Vlad Tepes or Vlad the Impaler is seen by many Romanians today as an early forerunner of Romanian nationalism. As the story is told and retold, it is often forgotten that he ruled Wallachia and not neighbouring Transylvania. Vlad was never the torturer of Torzburg, but Bram Stoker’s novel has allowed Transylvania to capitalise on popular Western images of Dracula, and the village of Bran 28 km south of Brasov, has prospered by convincing tourists that Bran Castle is Dracula’s Castle.

The castle, perched atop a 60 metre peak, towers above the village, and with its Gothic turrets, tiered towers, and labyrinthine secret passages, it sometimes looks the part. There is a remote possibility that Vlad might have attacked the castle in 1460; then he again, he might have spent a night or two here as fled a Turkish onslaught in 1462. But “might” never makes history, and in reality Bran Castle, is another part of Transylvania’s Saxon legacy, built in 1382 as Tortzburg and one of the defensive fortresses guarding Siebenburgen against the Turks.

Despite countless horror movies, Bran Castle had a more romantic association with Queen Marie, who lived here from 1920. She made a dramatic appearance at the Paris Peace Conference in 1919, declaring: “Romania needs a face, and I have come to show mine.” She rode unattended through the streets, showering her people with red roses at carnival time, and once declared: “My love for my country Romania is my religion.”

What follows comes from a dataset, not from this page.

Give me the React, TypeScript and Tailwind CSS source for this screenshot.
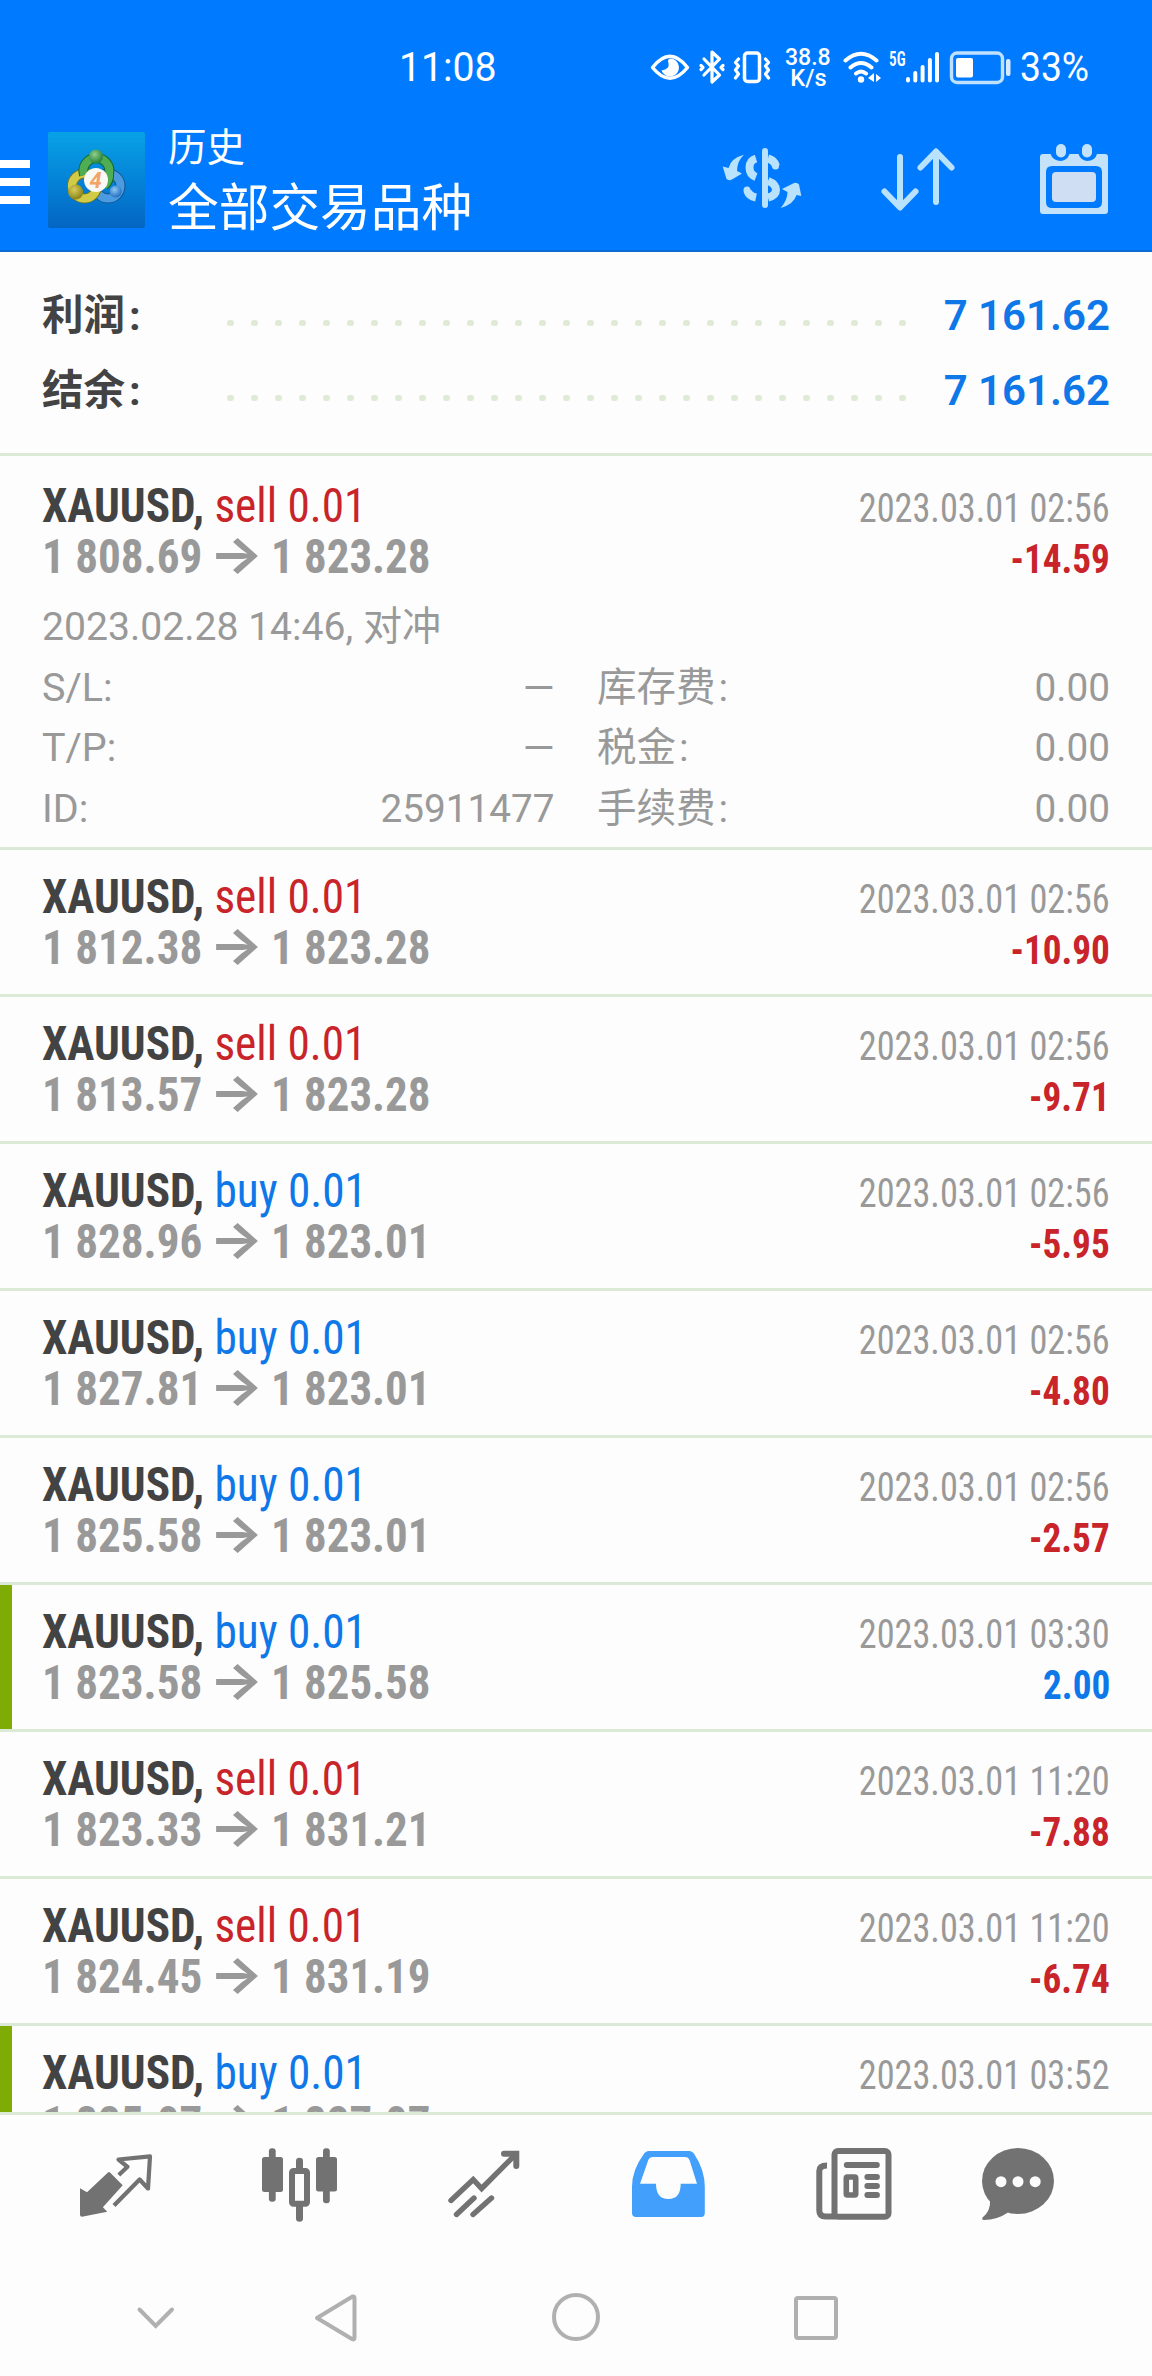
import type { ReactNode } from 'react'

type Side = 'buy' | 'sell'

interface Deal {
  side: Side
  open: string
  close: string
  time: string
  profit?: string
  takeProfit?: boolean
}

const deals: Deal[] = [
  { side: 'sell', open: '1 808.69', close: '1 823.28', time: '2023.03.01 02:56', profit: '-14.59' },
  { side: 'sell', open: '1 812.38', close: '1 823.28', time: '2023.03.01 02:56', profit: '-10.90' },
  { side: 'sell', open: '1 813.57', close: '1 823.28', time: '2023.03.01 02:56', profit: '-9.71' },
  { side: 'buy', open: '1 828.96', close: '1 823.01', time: '2023.03.01 02:56', profit: '-5.95' },
  { side: 'buy', open: '1 827.81', close: '1 823.01', time: '2023.03.01 02:56', profit: '-4.80' },
  { side: 'buy', open: '1 825.58', close: '1 823.01', time: '2023.03.01 02:56', profit: '-2.57' },
  { side: 'buy', open: '1 823.58', close: '1 825.58', time: '2023.03.01 03:30', profit: '2.00', takeProfit: true },
  { side: 'sell', open: '1 823.33', close: '1 831.21', time: '2023.03.01 11:20', profit: '-7.88' },
  { side: 'sell', open: '1 824.45', close: '1 831.19', time: '2023.03.01 11:20', profit: '-6.74' },
  { side: 'buy', open: '1 825.07', close: '1 827.07', time: '2023.03.01 03:52', takeProfit: true },
]

const details = [
  ['S/L:', '–', '库存费', '0.00'],
  ['T/P:', '–', '税金', '0.00'],
  ['ID:', '25911477', '手续费', '0.00'],
]

const StatusBar = () => (
  <div className="flex h-32 items-center pt-2 text-white">
    <span className="ml-[399px] w-[250px] text-[40px] leading-none">
      <span className="inline-block origin-left scale-x-[.98]">11:08</span>
    </span>
    <svg width="42" height="36" viewBox="649 50 42 36" fill="none">
      <path d="M652.5 67.5Q670 45 687.500 67.500Q670 89 652.500 67.500Z" stroke="#fff" strokeWidth="3.500" strokeLinejoin="round" />
      <path d="M670 58.500A9 9 0 1 1 661.500 70.500Q670 69 668.500 63Q667 59.500 670 58.500Z" fill="#fff" />
    </svg>
    <svg className="ml-[7px]" width="28" height="36" viewBox="698 50 28 36" fill="none" stroke="#fff" strokeWidth="3.200" strokeLinejoin="round" strokeLinecap="round">
      <path d="M704 59L719.500 75L712 82V52L719.500 59L704 75" />
      <path d="M701 65.500L703 67.500L701 69.500M723 65.500L721 67.500L723 69.500" />
    </svg>
    <svg className="ml-[5px]" width="42" height="36" viewBox="731 50 42 36" fill="none" stroke="#fff" strokeWidth="3.500" strokeLinejoin="round" strokeLinecap="round">
      <rect x="744.500" y="53" width="15" height="28.500" rx="3" />
      <path d="M738.500 59L735.500 62.500L738.500 66L735.500 70L738.500 74L735.500 78M765.500 59L768.500 62.500L765.500 66L768.500 70L765.500 74L768.500 78" strokeWidth="3.200" />
    </svg>
    <div className="ml-2.5 flex w-[50px] flex-col items-center text-[24px] leading-[21.5px] font-medium">
      <span className="scale-x-[.96]">38.8</span>
      <span className="scale-x-[.98]">K/s</span>
    </div>
    <svg className="ml-[8px]" width="42" height="36" viewBox="841 50 42 36" fill="none" stroke="#fff" strokeWidth="4" strokeLinecap="round">
      <path d="M845.500 60.500Q861 47 876.500 60.500M850.500 67.500Q861 58.500 871.500 67.500M856 73.500Q861 69.500 866 73.500" />
      <circle cx="861" cy="79.500" r="3.200" fill="#fff" stroke="none" />
      <path d="M874 73V82L868 78ZM876 74L881 78L876 82Z" fill="#fff" stroke="none" />
    </svg>
    <span className="ml-1.5 w-4 self-start pt-[41px] text-[20px] leading-[20px] font-semibold">
      <span className="inline-block origin-left scale-x-[.76] [font-stretch:75%]">5G</span>
    </span>
    <svg width="36" height="36" viewBox="905 50 36 36" stroke="#fff" strokeWidth="4" strokeLinecap="round">
      <path d="M908 79V80.500M915.300 73V80.500M922.600 67V80.500M929.900 60V80.500M937 54V80.500" />
    </svg>
    <svg className="ml-[7px]" width="66" height="36" viewBox="948 50 66 36">
      <rect x="951.500" y="53" width="51" height="29.500" rx="5.500" fill="none" stroke="#bfe0ff" strokeWidth="3.400" />
      <rect x="956" y="58" width="17" height="19.500" rx="2" fill="#fff" />
      <rect x="1006" y="59" width="4.500" height="17" rx="2" fill="#d6ebff" />
    </svg>
    <span className="ml-1.5 origin-left scale-x-[.93] text-[40px] leading-none">33%</span>
  </div>
)

const AppLogo = () => (
  <svg className="ml-[18px]" width="97" height="96" viewBox="0 0 97 96">
    <defs>
      <linearGradient id="sky" x1="0" y1="0" x2="0" y2="1">
        <stop offset="0" stopColor="#08a2e6" />
        <stop offset="0.5" stopColor="#0483d8" />
        <stop offset="1" stopColor="#0365c2" />
      </linearGradient>
      <radialGradient id="leaf" cx="0.4" cy="0.35" r="0.7">
        <stop offset="0" stopColor="#8fd08a" />
        <stop offset="1" stopColor="#1d7a35" />
      </radialGradient>
      <radialGradient id="gold" cx="0.4" cy="0.35" r="0.7">
        <stop offset="0" stopColor="#d9ce5a" />
        <stop offset="1" stopColor="#827d14" />
      </radialGradient>
      <radialGradient id="water" cx="0.4" cy="0.35" r="0.7">
        <stop offset="0" stopColor="#8cc8f5" />
        <stop offset="1" stopColor="#1c68bd" />
      </radialGradient>
    </defs>
    <rect width="97" height="96" rx="2" fill="url(#sky)" />
    <circle cx="60" cy="54" r="12.500" fill="none" stroke="#155390" strokeWidth="10" />
    <circle cx="60" cy="54" r="12.500" fill="none" stroke="#4b9be0" strokeWidth="8" />
    <circle cx="36.500" cy="54" r="12.500" fill="none" stroke="#76781c" strokeWidth="10" />
    <circle cx="36.500" cy="54" r="12.500" fill="none" stroke="#d2cb48" strokeWidth="8" />
    <path d="M36 43A13 13 0 1 1 61 42Q62 48 56 54" fill="none" stroke="#17672c" strokeWidth="10" />
    <path d="M36 43A13 13 0 1 1 61 42Q62 48 56 54" fill="none" stroke="#4fae53" strokeWidth="8" />
    <circle cx="48" cy="24.500" r="7" fill="url(#leaf)" />
    <circle cx="27.700" cy="60" r="7.500" fill="url(#gold)" />
    <circle cx="67.700" cy="59.500" r="6" fill="url(#water)" />
    <circle cx="48" cy="48" r="12" fill="#f8f8f4" />
    <text x="47.500" y="56" textAnchor="middle" fontFamily="Roboto, sans-serif" fontSize="22" fontWeight="700" fontStyle="italic" fill="#f2a468">
      4
    </text>
  </svg>
)

const Header = () => (
  <div className="flex h-[124px] items-start border-b-2 border-[#0b6cd4] pt-1 text-white">
    <div className="mt-7 flex w-[30px] flex-col gap-2.5">
      <div className="h-2 bg-white" />
      <div className="h-2 bg-white" />
      <div className="h-2 bg-white" />
    </div>
    <AppLogo />
    <div className="-mt-1 ml-[23px] flex-1">
      <div className="text-[38.5px] leading-[39px]">历史</div>
      <div className="mt-3 text-[50.7px] leading-[60px]">全部交易品种</div>
    </div>
    <svg className="mt-2" width="88" height="80" viewBox="0 0 88 80" fill="none">
      <g stroke="#b9e2fc" strokeWidth="8">
        <path d="M40 18.500Q33.500 20.500 33.500 27.500Q33.500 34.500 40 37" />
        <path d="M31.500 51Q33 56 40 57.500" />
        <path d="M52 18.500Q58 20 60 26" />
        <path d="M52 41Q60 44 60 50Q60 55.500 52 57.500" />
      </g>
      <g stroke="#b9e2fc" strokeLinecap="round">
        <path d="M49 11V65" strokeWidth="6" />
        <path d="M31 50V50.500M59.500 25.500V26" strokeWidth="7" />
      </g>
      <g fill="#b9e2fc">
        <path d="M28 14.700Q15 18 12.500 28L6.700 26.500L10.500 39Q12.500 41 16 39.500L26 33.500L21 31Q21 21 28 14.700Z" />
        <path d="M64.700 68Q78 64 80.500 55L85.300 56L83 44.500Q80.500 41.500 77 43.500L66 49L71.500 52Q71.500 60 64.700 68Z" />
      </g>
    </svg>
    <svg className="mt-2 ml-[72px]" width="84" height="80" viewBox="0 0 84 80" fill="none" stroke="#b9e2fc" strokeWidth="6" strokeLinecap="round" strokeLinejoin="round">
      <path d="M24 17V67M8.500 51.500L24 67.500L39.500 51.500" />
      <path d="M60 62V12M44.500 27.500L60 11.500L75.500 27.500" />
    </svg>
    <svg className="mt-2 mr-9 ml-[76px]" width="80" height="80" viewBox="0 0 80 80" fill="#c4e3fa">
      <path
        fillRule="evenodd"
        d="M7 14H14.500Q17 21 25 21Q31.500 20 33.500 14H42.500Q44.500 20 51 21Q59 21 61 14H69Q72 14 72 17V71Q72 74 69 74H7Q4 74 4 71V17Q4 14 7 14ZM16 26Q10 26 10 32V62Q10 68 16 68H60Q66 68 66 62V32Q66 26 60 26Z"
      />
      <rect x="16" y="32" width="44" height="30" rx="4" fill="#cfdef2" />
      <rect x="20" y="4" width="10" height="13.500" rx="5" />
      <rect x="46" y="4" width="10" height="13.500" rx="5" />
    </svg>
  </div>
)

const SummaryRow = ({ label, value }: { label: string; value: string }) => (
  <div className="flex h-[75px] items-center">
    <span className="w-[185px] text-[41.5px] leading-[75px] font-bold text-[#434343]">
      {label}
      <span className="ml-1">:</span>
    </span>
    <div className="mt-[15px] flex flex-1 gap-[17.5px]">
      {Array.from({ length: 29 }, (_, i) => (
        <div key={i} className="size-[6.5px] rounded-full bg-[#e0ebd5]" />
      ))}
    </div>
    <span className="text-[42px] leading-[75px] font-semibold text-[#0f78e8]">{value}</span>
  </div>
)

const Profit = ({ value }: { value: string }) => (
  <span className={value.startsWith('-') ? 'text-[#c8242a]' : 'text-[#0f78e8]'}>{value}</span>
)

const DealRow = ({ deal, children }: { deal: Deal; children?: ReactNode }) => (
  <div className="flex shrink-0 border-b-[3px] border-[#dbead7]">
    <div className={deal.takeProfit ? 'w-3 bg-[#7eac05]' : 'w-3'} />
    <div className={children ? 'h-[391px] flex-1 pt-6 pr-[42px] pl-[30px]' : 'h-36 flex-1 pt-[21px] pr-[42px] pl-[30px]'}>
      <div className="flex h-[102px] justify-between">
        <div className="text-[48px] leading-[51px] whitespace-nowrap">
          <div className="w-fit origin-left scale-x-[.943] [font-stretch:75%]">
            <span className="font-bold text-[#434343]">XAUUSD,</span>{' '}
            <span className={deal.side === 'buy' ? 'text-[#0f78e8]' : 'text-[#c8242a]'}>{deal.side} 0.01</span>
          </div>
          <div className="flex font-bold text-[#999]">
            <span className="w-[169px] origin-left scale-x-[.94] [font-stretch:75%]">{deal.open}</span>
            <span className="-mt-[3px] flex h-[51px] w-[50px] justify-center font-[Inter] text-[51px]">
              <span className="scale-x-[1.12]">→</span>
            </span>
            <span className="ml-2.5 origin-left scale-x-[.935] [font-stretch:75%]">{deal.close}</span>
          </div>
        </div>
        <div className="flex flex-col items-end pt-[3px] text-[40px] leading-[51px] [font-stretch:75%]">
          <span className="origin-right scale-x-[.907] text-[#999]">{deal.time}</span>
          {deal.profit && (
            <span className="origin-right scale-x-[.93] font-bold">
              <Profit value={deal.profit} />
            </span>
          )}
        </div>
      </div>
      {children}
    </div>
  </div>
)

const DealDetails = () => (
  <div className="mt-[14.5px] text-[39.5px] text-[#999]">
    <div className="w-fit origin-left scale-x-[.99] leading-[60px]">2023.02.28 14:46, 对冲</div>
    {details.map(([left, leftValue, right, rightValue]) => (
      <div key={left} className="flex h-[60.5px] leading-[61px]">
        <div className="flex w-[513px] justify-between">
          <span>{left}</span>
          <span className={leftValue === '–' ? '-mr-0.5 origin-right scale-x-[1.38]' : 'origin-right scale-x-[.98]'}>{leftValue}</span>
        </div>
        <div className="ml-[42px] flex flex-1 justify-between">
          <span>
            {right}
            <span className="ml-[3px]">:</span>
          </span>
          <span className="origin-right scale-x-[.98]">{rightValue}</span>
        </div>
      </div>
    ))}
  </div>
)

const TabBar = () => (
  <div className="flex h-[145px] gap-[104px] pt-[29px] pl-[76px] text-[#727272]">
    <svg width="80" height="80" viewBox="0 0 80 80" fill="currentColor">
      <path d="M4 44.300L11 48.300L32 28.500Q33 27.500 34 28.500L46.700 41.300L26.900 63.300L31.300 67.700L6 72.700Q4 72.700 4 71Z" />
      <path d="M42.800 31L51.500 22.800L42.500 15.500L74 12.300L72 44.500L63.600 35.500L38 61.500" fill="none" stroke="currentColor" strokeWidth="4.200" strokeLinejoin="round" />
    </svg>
    <svg width="80" height="80" viewBox="0 0 80 80" fill="currentColor">
      <rect x="8.900" y="4.300" width="6.800" height="53.500" rx="3" />
      <rect x="2" y="13" width="21" height="35" rx="2.500" />
      <rect x="63" y="4.300" width="6.800" height="55" rx="3" />
      <rect x="56" y="13" width="21" height="34.500" rx="2.500" />
      <path d="M36 27V17Q36 13.700 39.500 13.700Q43 13.700 43 17V27ZM36 60V74.500Q36 77.700 39.500 77.700Q43 77.700 43 74.500V60Z" />
      <rect x="32" y="27" width="15" height="32.700" rx="1.500" fill="none" stroke="currentColor" strokeWidth="6" />
    </svg>
    <svg width="80" height="80" viewBox="0 0 80 80" fill="none" stroke="currentColor" strokeWidth="5.400" strokeLinecap="round">
      <path d="M7 56.500L29.200 35.500L37.600 44.500L70 12" strokeLinejoin="miter" />
      <path d="M60 9.700H72.300V22" strokeWidth="6" />
      <path d="M12.500 70.500L30 54M29 70.500L47.500 54" />
    </svg>
    <svg width="80" height="80" viewBox="0 0 80 80" fill="#429ffb">
      <path
        fillRule="evenodd"
        d="M21 7H61Q64.500 7 66.500 10.500Q76.800 26 76.800 43V69Q76.800 73 73 73H8Q4 73 4 69V43Q4 26 15.500 10.500Q17.500 7 21 7ZM25 13Q21.500 13 20.300 16L12 39.700H28Q28 55 40.300 55Q52.700 55 52.700 39.700H69L61.500 16Q60.400 13 57 13Z"
      />
    </svg>
    <svg width="80" height="80" viewBox="0 0 80 80" fill="currentColor">
      <path d="M15 21.500Q7.300 21.500 7.300 27V66.500Q7.300 72.500 13.500 72.500H24" fill="none" stroke="currentColor" strokeWidth="6" />
      <rect x="22.500" y="7" width="54" height="65.700" rx="3.500" fill="none" stroke="currentColor" strokeWidth="6" />
      <rect x="31.800" y="18" width="36" height="6" rx="3" />
      <rect x="34.300" y="33" width="9.400" height="18" rx="1" fill="none" stroke="currentColor" strokeWidth="5.600" />
      <rect x="52.400" y="30" width="15.500" height="6" rx="3" />
      <rect x="52.400" y="39" width="15.500" height="6" rx="3" />
      <rect x="52.400" y="48" width="15.500" height="6" rx="3" />
    </svg>
    <svg className="-ml-5" width="80" height="80" viewBox="0 0 80 80" fill="currentColor">
      <ellipse cx="42" cy="37" rx="36" ry="33" />
      <path d="M14 55Q15 67 6.500 73.500Q5.500 76 8 76Q21 76 32 68.500Z" />
      <g fill="#fdfdfd">
        <circle cx="25" cy="37.700" r="5.500" />
        <circle cx="42" cy="37.700" r="5.500" />
        <circle cx="59.200" cy="37.700" r="5.500" />
      </g>
    </svg>
  </div>
)

const SystemNav = () => (
  <div className="flex h-[116px] items-center pl-[130px]">
    <svg width="52" height="52" viewBox="130 2292 52 52" fill="none" stroke="#b0b0b0" strokeWidth="4" strokeLinecap="round">
      <path d="M139.500 2309.500L155.700 2326L172 2309.500" />
    </svg>
    <svg className="ml-[128px]" width="52" height="52" viewBox="310 2292 52 52" fill="none" stroke="#b0b0b0" strokeWidth="4" strokeLinejoin="round">
      <path d="M317 2318L352.500 2296.500Q354.500 2296 354.500 2298V2337.500Q354.500 2340.500 352 2339Z" />
    </svg>
    <svg className="ml-[188px]" width="52" height="52" viewBox="550 2292 52 52" fill="none" stroke="#b0b0b0" strokeWidth="4">
      <circle cx="576" cy="2317" r="22" />
    </svg>
    <svg className="ml-[188px]" width="52" height="52" viewBox="790 2292 52 52" fill="none" stroke="#b0b0b0" strokeWidth="4">
      <rect x="796" y="2298" width="40" height="40" rx="2" />
    </svg>
  </div>
)

export default function App() {
  return (
    <div className="flex h-[2376px] w-[1152px] flex-col overflow-hidden bg-[#fdfdfd] font-['Roboto','Noto_Sans_CJK_SC',sans-serif]">
      <div className="bg-[#007bff]">
        <StatusBar />
        <Header />
      </div>
      <div className="h-[204px] border-b-[3px] border-[#dbead7] px-[42px] pt-[26px]">
        <SummaryRow label="利润" value="7 161.62" />
        <SummaryRow label="结余" value="7 161.62" />
      </div>
      <div className="flex h-[1656px] flex-col overflow-hidden">
        {deals.map((deal, i) => (
          <DealRow key={i} deal={deal}>
            {i === 0 && <DealDetails />}
          </DealRow>
        ))}
      </div>
      <div className="border-t-[3px] border-[#dbead7]">
        <TabBar />
        <SystemNav />
      </div>
    </div>
  )
}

Bran Castle remained a royal residence until 1947. But royalty and romance are less attractive to tourists than any tentative link with Dracula. As we passed through King Ferdinand’s bedroom, a child looked on the four-poster bed in awe and asked: “Did Dracula sleep in that?” “No, silly,” her doting father replied. “He slept in a coffin in the crypt.”

Down in the village, the tourists generally ignore the beautiful, open-air Village Museum and head for the shops selling Hallowe’en-style trinkets and Dracula masks or to the bars that advertise themselves as “Haunted Castle” and “Skeleton’s Tavern.” We left before dark.